February is Black History Month, and Penn Press is marking the occasion by sharing a collection of books in African American history and studies that we have released in recent years, and through the end of February we’re offering 40% off all titles in the collection, plus free shipping on orders over $40! In today’s post, we’re sharing a handful of highlights from the collection—browse the list below, and use code PENN-BHM2024 at checkout to receive your discount.
Black Elders
Frederick C. Knight
Drawing on a wide array of printed and archival sources, Frederick C. Knight offers a unique window into the individual and collective lives of African Americans, the day-to-day struggles they waged around their experiences of aging, and how they drew upon these resources to define the meaning of family, community, and freedom.
Beyond 1619
Edited by Paul J. Polgar, Marc H. Lerner and Jesse Cromwell
Beyond 1619 brings an Atlantic and hemispheric perspective to the year 1619 as a marker of American slavery’s origins and the beginnings of the Black experience in what would become the United States by situating the roots of racial slavery in a broader, comparative context.
A Brotherhood of Liberty
Dennis Patrick Halpin
Dennis Patrick Halpin argues that Baltimore is key to understanding the trajectory of civil rights in the late nineteenth and early twentieth century. A Brotherhood of Liberty traces the civil rights victories scored by black Baltimoreans that inspired activists throughout the nation and subsequent generations.
The Creole Archipelago
Tessa Murphy
By approaching the colonial Caribbean as an interconnected region, Tessa Murphy recasts small islands as the site of broader contests over Indigenous dominion, racial belonging, economic development, and colonial subjecthood.
The Enslaved and Their Enslavers
Edward Pearson
From 1670 until the Civil War, slavery was central to the economic and social order of South Carolina. To understand its evolution and the world that its enslaved people and their enslavers made, this book examines slavery in the rural low country, the city of Charleston, and the upcountry during an era of unprecedented change and upheaval.

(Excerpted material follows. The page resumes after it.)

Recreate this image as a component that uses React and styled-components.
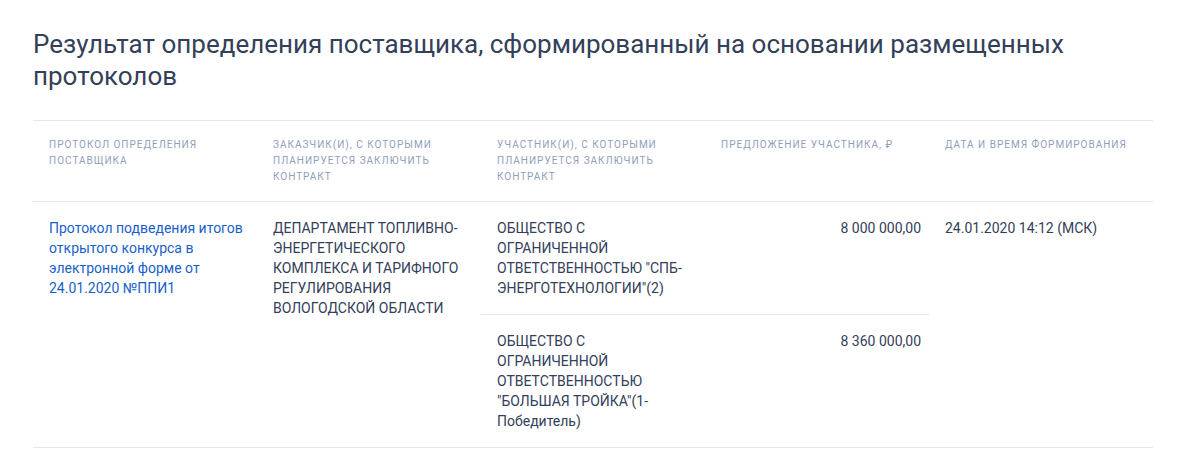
import React from 'react'
import styled, { createGlobalStyle } from 'styled-components'

const GlobalStyle = createGlobalStyle`
  body {
    margin: 0;
    background: #fff;
    font-family: Roboto, "Liberation Sans", sans-serif;
    color: #334059;
  }
`

const Page = styled.div`
  padding: 28px 41px 0 33px;
`

const Title = styled.h2`
  margin: 0 0 28px;
  font-size: 26px;
  line-height: 32px;
  font-weight: 400;
  color: #334059;
`

const Table = styled.div`
  width: 1120px;
  border-top: 1px solid #e4e7f2;
`

const Row = styled.div`
  display: flex;
  border-bottom: 1px solid #e4e7f2;
`

const HeadCell = styled.div`
  width: 224px;
  box-sizing: border-box;
  padding: 16px;
  font-size: 10px;
  line-height: 16px;
  letter-spacing: 1px;
  text-transform: uppercase;
  color: #909ebb;
`

const Cell = styled.div`
  width: 224px;
  box-sizing: border-box;
  padding: 16px;
  padding-right: ${p => (p.$tight ? '8px' : '16px')};
  font-size: 14px;
  line-height: 20px;
  color: #334059;
  text-align: ${p => (p.$right ? 'right' : 'left')};
`

const Link = styled.a`
  color: #1a5fc9;
  text-decoration: none;
`

const Offers = styled.div`
  display: flex;
  flex-direction: column;
  width: 448px;
`

const Offer = styled.div`
  display: flex;
  & + & {
    border-top: 1px solid #e4e7f2;
  }
`

const offers = [
  {
    name: 'ОБЩЕСТВО С ОГРАНИЧЕННОЙ ОТВЕТСТВЕННОСТЬЮ "СПБ-ЭНЕРГОТЕХНОЛОГИИ"(2)',
    price: '8 000 000,00',
  },
  {
    name: 'ОБЩЕСТВО С ОГРАНИЧЕННОЙ ОТВЕТСТВЕННОСТЬЮ "БОЛЬШАЯ ТРОЙКА"(1-Победитель)',
    price: '8 360 000,00',
  },
]

export default function App() {
  return (
    <Page>
      <GlobalStyle />
      <Title>
        Результат определения поставщика, сформированный на основании размещенных протоколов
      </Title>
      <Table>
        <Row>
          <HeadCell>Протокол определения поставщика</HeadCell>
          <HeadCell>Заказчик(и), с которыми планируется заключить контракт</HeadCell>
          <HeadCell>Участник(и), с которыми планируется заключить контракт</HeadCell>
          <HeadCell>Предложение участника, ₽</HeadCell>
          <HeadCell>Дата и время формирования</HeadCell>
        </Row>
        <Row>
          <Cell $tight>
            <Link href="#">
              Протокол подведения итогов открытого конкурса в электронной форме от 24.01.2020 №ППИ1
            </Link>
          </Cell>
          <Cell>ДЕПАРТАМЕНТ ТОПЛИВНО-ЭНЕРГЕТИЧЕСКОГО КОМПЛЕКСА И ТАРИФНОГО РЕГУЛИРОВАНИЯ ВОЛОГОДСКОЙ ОБЛАСТИ</Cell>
          <Offers>
            {offers.map(o => (
              <Offer key={o.price}>
                <Cell>{o.name}</Cell>
                <Cell $right $tight>{o.price}</Cell>
              </Offer>
            ))}
          </Offers>
          <Cell>24.01.2020 14:12 (МСК)</Cell>
        </Row>
      </Table>
    </Page>
  )
}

Prophetic Leadership and Visionary Hope
Edited by Barbara Will
With essays that span the topics of history, politics, philosophy, religion, cultural studies, music, and aesthetics, Prophetic Leadership and Visionary Hope looks back to Cornel West’s 1993 bestseller Race Matters in order to engage with urgent contemporary concerns over race, racism, and racial justice in American culture.
A Home Away from Home
Tyesha Maddox
A Home Away from Home examines the significance of mutual aid societies to the Caribbean immigrant experience in the twentieth century. These societies facilitated further immigration through their networks, provided various forms of support, fostered a shared West Indian ethnic identity, and strengthened kinship networks with those back home.
City of Dispossessions
Kyle T. Mays
City of Dispossessions argues that the dispossession of Native Americans and African Americans explains the development of modern U.S. cities, including Detroit. By comparing Black and Indigenous experiences, we gain a better understanding of the histories of race relations, settler colonialism, and urban development.
A New Working Class
Jane Berger
A New Working Class traces efforts by Black public-sector workers and their unions to fight for racial and economic justice in Baltimore. Federal policy shifts imperiled their efforts. Officials justified weakening the welfare state and strengthening the carceral state by criminalizing Black residents—including government workers.
Wicked Flesh
Jessica Marie Johnson
Unearthing personal stories from the archive, Wicked Flesh shows how black women, from Senegambia in West Africa to the Caribbean to New Orleans, used intimacy and kinship to redefine freedom in the eighteenth-century Atlantic world. Their practices laid the groundwork for the emancipation struggles of the nineteenth century.
The Philadelphia Negro
W. E. B. Du Bois
The first example of engaged sociological scholarship, and one of a major American thinker’s earliest works, with a newly updated introduction by Elijah Anderson
Undoing Slavery
Kathleen M. Brown
Undoing Slavery excavates medical and legal history to understand the abolitionist focus on the body on its own terms. Facing many challenges to their goal of restoring embodied self-sovereignty to the enslaved, abolitionists learned that legal rights alone, while necessary, were not sufficient either to protect or heal the bodies of African-descended people from the consequences of slavery and racism.